- **TASK OBJECTIVE**: Starting at the first line of the listing below, retype each line up to and including the one that contains "import React from". Leave pictures out.

- **DATA PROVIDED**:
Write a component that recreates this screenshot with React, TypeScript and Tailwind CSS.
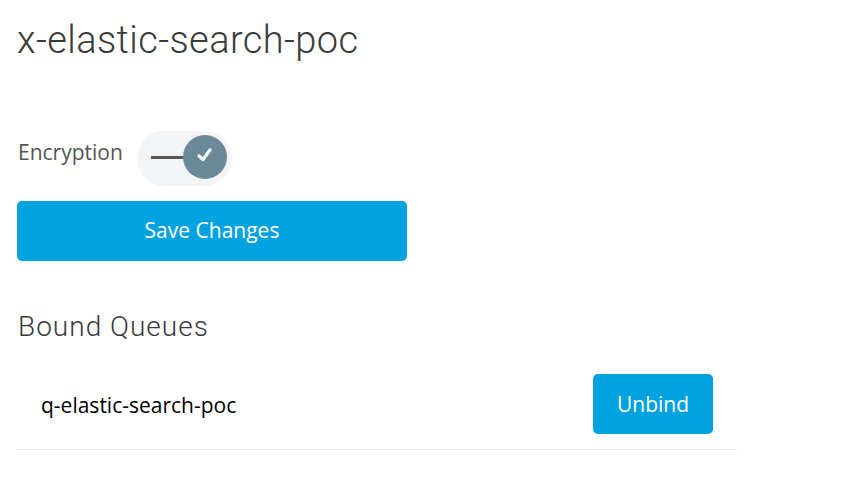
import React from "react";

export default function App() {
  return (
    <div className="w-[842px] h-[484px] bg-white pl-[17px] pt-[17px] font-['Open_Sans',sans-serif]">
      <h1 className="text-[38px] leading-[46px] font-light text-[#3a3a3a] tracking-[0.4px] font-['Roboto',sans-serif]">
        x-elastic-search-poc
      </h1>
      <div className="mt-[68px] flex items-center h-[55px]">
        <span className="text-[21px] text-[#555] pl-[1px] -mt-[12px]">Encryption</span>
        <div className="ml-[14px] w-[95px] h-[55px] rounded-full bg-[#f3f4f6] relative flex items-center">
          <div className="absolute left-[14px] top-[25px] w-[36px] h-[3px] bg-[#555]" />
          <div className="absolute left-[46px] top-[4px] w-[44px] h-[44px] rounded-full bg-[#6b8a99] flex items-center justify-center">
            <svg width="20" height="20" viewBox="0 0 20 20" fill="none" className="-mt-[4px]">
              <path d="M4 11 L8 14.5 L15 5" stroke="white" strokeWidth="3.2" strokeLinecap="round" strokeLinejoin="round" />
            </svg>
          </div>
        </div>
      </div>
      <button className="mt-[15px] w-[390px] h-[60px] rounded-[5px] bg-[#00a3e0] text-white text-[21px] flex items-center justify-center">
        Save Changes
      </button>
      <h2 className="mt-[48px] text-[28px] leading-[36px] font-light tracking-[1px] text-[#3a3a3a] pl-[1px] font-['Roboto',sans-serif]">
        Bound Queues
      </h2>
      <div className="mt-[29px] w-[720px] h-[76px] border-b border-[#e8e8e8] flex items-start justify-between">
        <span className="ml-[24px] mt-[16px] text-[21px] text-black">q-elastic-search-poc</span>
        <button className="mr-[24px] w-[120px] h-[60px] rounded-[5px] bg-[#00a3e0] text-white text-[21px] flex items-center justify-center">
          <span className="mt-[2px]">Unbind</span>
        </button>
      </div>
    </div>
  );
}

- **SOLUTION FOR THIS EXERCISE**:
Write a component that recreates this screenshot with React, TypeScript and Tailwind CSS.
import React from "react";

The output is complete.